10. Summary and Key Takeaways
Documentation is not an administrative overhead; it is a critical component of project governance that ensures the long-term viability and maintainability of your solutions. By standardizing your approach, you create a culture where knowledge is shared and decisions are transparent.
Key Takeaways for Your Governance Framework:
- Standardize Templates: Use consistent templates for different types of documents (e.g., design docs, ADRs, runbooks) to reduce cognitive load and ensure all necessary information is captured.
- Integrate with Workflow: Treat documentation as code. Use version control, pull requests, and peer reviews to ensure documentation is accurate, up-to-date, and accessible.
- Prioritize the "Why": Focus on capturing the rationale behind decisions (via Decision Logs/ADRs) rather than just the implementation details, which are often visible in the code.

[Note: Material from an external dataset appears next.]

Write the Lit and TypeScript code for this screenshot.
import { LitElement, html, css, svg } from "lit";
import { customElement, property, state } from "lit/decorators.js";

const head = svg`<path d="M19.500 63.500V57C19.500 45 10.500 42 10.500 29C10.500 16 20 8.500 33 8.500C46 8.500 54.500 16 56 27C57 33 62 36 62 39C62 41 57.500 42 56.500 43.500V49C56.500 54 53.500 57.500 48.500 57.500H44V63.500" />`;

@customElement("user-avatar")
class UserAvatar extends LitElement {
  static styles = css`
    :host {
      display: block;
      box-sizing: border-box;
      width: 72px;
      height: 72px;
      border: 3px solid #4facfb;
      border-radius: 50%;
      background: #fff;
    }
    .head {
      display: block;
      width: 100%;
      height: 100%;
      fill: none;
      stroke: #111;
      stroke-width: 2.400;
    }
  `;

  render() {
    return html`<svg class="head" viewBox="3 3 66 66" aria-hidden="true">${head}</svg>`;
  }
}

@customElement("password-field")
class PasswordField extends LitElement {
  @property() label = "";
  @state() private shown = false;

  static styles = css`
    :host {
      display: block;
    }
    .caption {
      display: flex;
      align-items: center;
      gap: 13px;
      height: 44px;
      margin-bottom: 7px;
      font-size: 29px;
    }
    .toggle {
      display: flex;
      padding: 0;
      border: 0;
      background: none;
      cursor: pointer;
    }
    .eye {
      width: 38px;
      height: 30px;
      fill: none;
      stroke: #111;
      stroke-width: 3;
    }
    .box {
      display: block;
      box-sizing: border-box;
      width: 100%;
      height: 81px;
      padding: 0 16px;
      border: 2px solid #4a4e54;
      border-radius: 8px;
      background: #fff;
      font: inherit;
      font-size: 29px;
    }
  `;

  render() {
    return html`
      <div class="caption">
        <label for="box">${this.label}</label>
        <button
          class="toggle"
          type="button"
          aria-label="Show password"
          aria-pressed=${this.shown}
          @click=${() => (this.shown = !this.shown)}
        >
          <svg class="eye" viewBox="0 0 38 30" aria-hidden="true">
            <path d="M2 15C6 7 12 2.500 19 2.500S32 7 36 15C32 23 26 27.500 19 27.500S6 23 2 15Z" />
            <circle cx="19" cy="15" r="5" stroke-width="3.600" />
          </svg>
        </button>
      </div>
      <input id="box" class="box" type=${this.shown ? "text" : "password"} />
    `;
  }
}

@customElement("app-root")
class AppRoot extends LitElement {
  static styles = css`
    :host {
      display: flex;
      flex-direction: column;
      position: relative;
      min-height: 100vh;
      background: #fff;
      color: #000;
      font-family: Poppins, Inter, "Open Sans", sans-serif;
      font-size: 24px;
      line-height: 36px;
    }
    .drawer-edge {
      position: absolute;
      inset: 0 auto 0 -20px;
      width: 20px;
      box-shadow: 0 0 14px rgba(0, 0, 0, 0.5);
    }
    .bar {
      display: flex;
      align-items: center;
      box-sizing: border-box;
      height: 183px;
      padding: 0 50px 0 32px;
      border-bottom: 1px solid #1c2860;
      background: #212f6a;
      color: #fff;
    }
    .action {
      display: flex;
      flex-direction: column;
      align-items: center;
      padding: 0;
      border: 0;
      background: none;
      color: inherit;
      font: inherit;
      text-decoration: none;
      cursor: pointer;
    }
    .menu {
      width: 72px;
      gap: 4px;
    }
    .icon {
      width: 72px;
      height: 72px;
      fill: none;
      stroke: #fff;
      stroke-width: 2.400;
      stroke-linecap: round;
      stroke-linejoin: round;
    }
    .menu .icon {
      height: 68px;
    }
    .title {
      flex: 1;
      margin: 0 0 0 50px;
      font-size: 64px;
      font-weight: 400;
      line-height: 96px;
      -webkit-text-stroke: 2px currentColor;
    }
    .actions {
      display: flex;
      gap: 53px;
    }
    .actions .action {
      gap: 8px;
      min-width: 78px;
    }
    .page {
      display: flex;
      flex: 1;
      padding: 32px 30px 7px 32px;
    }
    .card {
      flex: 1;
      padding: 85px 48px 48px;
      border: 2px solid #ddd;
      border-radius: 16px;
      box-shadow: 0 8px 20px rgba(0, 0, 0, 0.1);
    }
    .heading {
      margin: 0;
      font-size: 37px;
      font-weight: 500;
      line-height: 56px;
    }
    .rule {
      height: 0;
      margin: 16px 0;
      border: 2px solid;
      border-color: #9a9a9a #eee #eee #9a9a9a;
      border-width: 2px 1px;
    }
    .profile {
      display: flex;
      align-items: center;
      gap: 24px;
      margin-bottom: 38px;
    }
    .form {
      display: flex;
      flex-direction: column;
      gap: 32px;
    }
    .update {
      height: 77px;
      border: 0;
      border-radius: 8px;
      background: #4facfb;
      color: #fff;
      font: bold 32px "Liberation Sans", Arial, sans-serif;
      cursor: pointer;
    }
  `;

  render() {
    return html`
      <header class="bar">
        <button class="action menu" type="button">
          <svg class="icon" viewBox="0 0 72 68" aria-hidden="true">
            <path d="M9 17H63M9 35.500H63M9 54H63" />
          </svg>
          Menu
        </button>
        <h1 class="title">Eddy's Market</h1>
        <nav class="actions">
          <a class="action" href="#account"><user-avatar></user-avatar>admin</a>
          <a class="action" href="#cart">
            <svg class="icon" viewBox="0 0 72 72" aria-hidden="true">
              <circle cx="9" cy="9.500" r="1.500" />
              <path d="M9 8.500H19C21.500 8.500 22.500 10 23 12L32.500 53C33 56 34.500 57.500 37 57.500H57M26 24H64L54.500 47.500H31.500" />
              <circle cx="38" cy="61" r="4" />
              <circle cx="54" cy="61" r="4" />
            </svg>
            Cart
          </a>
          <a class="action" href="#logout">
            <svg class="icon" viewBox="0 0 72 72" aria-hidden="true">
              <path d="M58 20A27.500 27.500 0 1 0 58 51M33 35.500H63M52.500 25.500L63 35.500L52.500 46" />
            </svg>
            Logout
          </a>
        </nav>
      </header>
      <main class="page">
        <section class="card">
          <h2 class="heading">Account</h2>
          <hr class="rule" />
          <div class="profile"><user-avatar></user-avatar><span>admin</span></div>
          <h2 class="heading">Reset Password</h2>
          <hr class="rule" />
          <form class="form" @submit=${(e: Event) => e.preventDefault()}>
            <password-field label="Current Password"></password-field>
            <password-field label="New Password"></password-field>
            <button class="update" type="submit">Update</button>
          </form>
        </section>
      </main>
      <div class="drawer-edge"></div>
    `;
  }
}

- Adopt a "Living Document" Mindset: Documentation is never finished. Build time into your project cycles for documentation updates and treat outdated information as a bug that needs to be fixed.
- Use the Right Tool for the Job: Match the format to the audience and the content. Use Markdown for technical content and wikis for collaborative, high-level project information.

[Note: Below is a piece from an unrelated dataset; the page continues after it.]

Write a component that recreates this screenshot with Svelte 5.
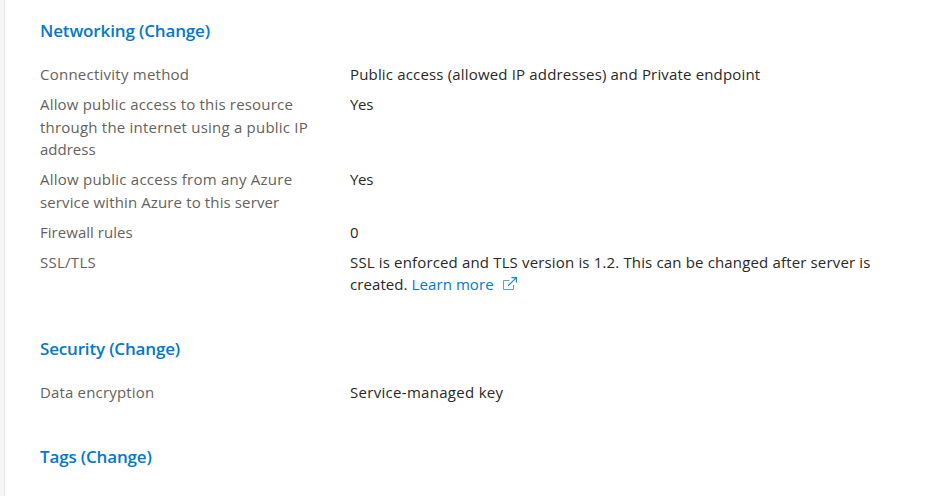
<script>
  // Each line is [text, letter spacing in px, optional link text].
  const sections = [
    {
      title: 'Networking (Change)',
      spacing: -0.145,
      rows: [
        {
          label: [['Connectivity method', 0.24]],
          value: [['Public access (allowed IP addresses) and Private endpoint', 0.168]]
        },
        {
          label: [
            ['Allow public access to this resource', 0.182],
            ['through the internet using a public IP', 0.216],
            ['address', 0]
          ],
          value: [['Yes', -0.3]]
        },
        {
          label: [
            ['Allow public access from any Azure', 0.235],
            ['service within Azure to this server', 0.128]
          ],
          value: [['Yes', -0.3]]
        },
        { label: [['Firewall rules', 0.04]], value: [['0', 0]] },
        {
          label: [['SSL/TLS', 0.272]],
          value: [
            ['SSL is enforced and TLS version is 1.2. This can be changed after server is', 0.155],
            ['created.', 0.08, 'Learn more']
          ]
        }
      ]
    },
    {
      title: 'Security (Change)',
      spacing: -0.172,
      rows: [
        { label: [['Data encryption', 0.165]], value: [['Service-managed key', 0.3]] }
      ]
    },
    { title: 'Tags (Change)', spacing: -0.16, rows: [] }
  ];
</script>

{#snippet textLines(lines)}
  {#each lines as [text, spacing, link]}
    <div class="line" style:letter-spacing="{spacing}px">
      {text}{#if link}{' '}<a href="#learn">{link}<svg
            class="external"
            viewBox="0 0 14 13"
            width="14"
            height="13"
            fill="none"
            aria-hidden="true"
          >
            <path d="M6.5 3.5h-6v9h10V8" stroke="#50a3e0" />
            <path d="M5 8.8 13.2.8M8.5.6h4.9v4.9" stroke="#1580d6" stroke-width="1.1" />
          </svg></a>{/if}
    </div>
  {/each}
{/snippet}

<main>
  {#each sections as section}
    <section>
      <h2 style:letter-spacing="{section.spacing}px">{section.title}</h2>
      {#each section.rows as row}
        <div class="row">
          <div class="label">{@render textLines(row.label)}</div>
          <div class="value">{@render textLines(row.value)}</div>
        </div>
      {/each}
    </section>
  {/each}
</main>

<style>
  :global(body) {
    background: #fff;
    overflow: hidden;
  }
  main {
    box-sizing: border-box;
    height: 496px;
    overflow: hidden;
    padding: 19.4px 0 0 35px;
    border-left: 1px solid #e3e3e3;
    box-shadow: -4px 0 #f6f6f6;
    margin-left: 4px;
    font: 15px/22.5px 'Open Sans', 'Noto Sans', sans-serif;
    color: #292827;
  }
  section {
    margin-bottom: 33.9px;
  }
  h2 {
    margin: 0 0 20.1px;
    font-size: 17px;
    font-weight: 600;
    line-height: 24px;
    color: #0078d4;
  }
  .row {
    display: flex;
    padding-bottom: 7.5px;
  }
  .label {
    width: 310px;
    flex: none;
    color: #646260;
  }
  .line {
    white-space: nowrap;
  }
  a {
    color: #0078d4;
    text-decoration: none;
  }
  .external {
    margin-left: 9px;
    vertical-align: 0;
  }
</style>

- Enforce Through Governance: Documentation compliance should be a checkpoint in your project governance process. If the documentation is missing or outdated, the project is not complete.
- Keep it Lean: Avoid over-documentation. Focus on clarity, brevity, and relevance. If a document does not provide value to the team, reconsider why it exists.
By implementing these standards, you move from a reactive state of "firefighting" to a proactive state of "governance." You will find that projects move faster, onboarding new team members becomes easier, and the long-term cost of maintaining your solutions drops significantly. Documentation is the ultimate investment in your team's future effectiveness.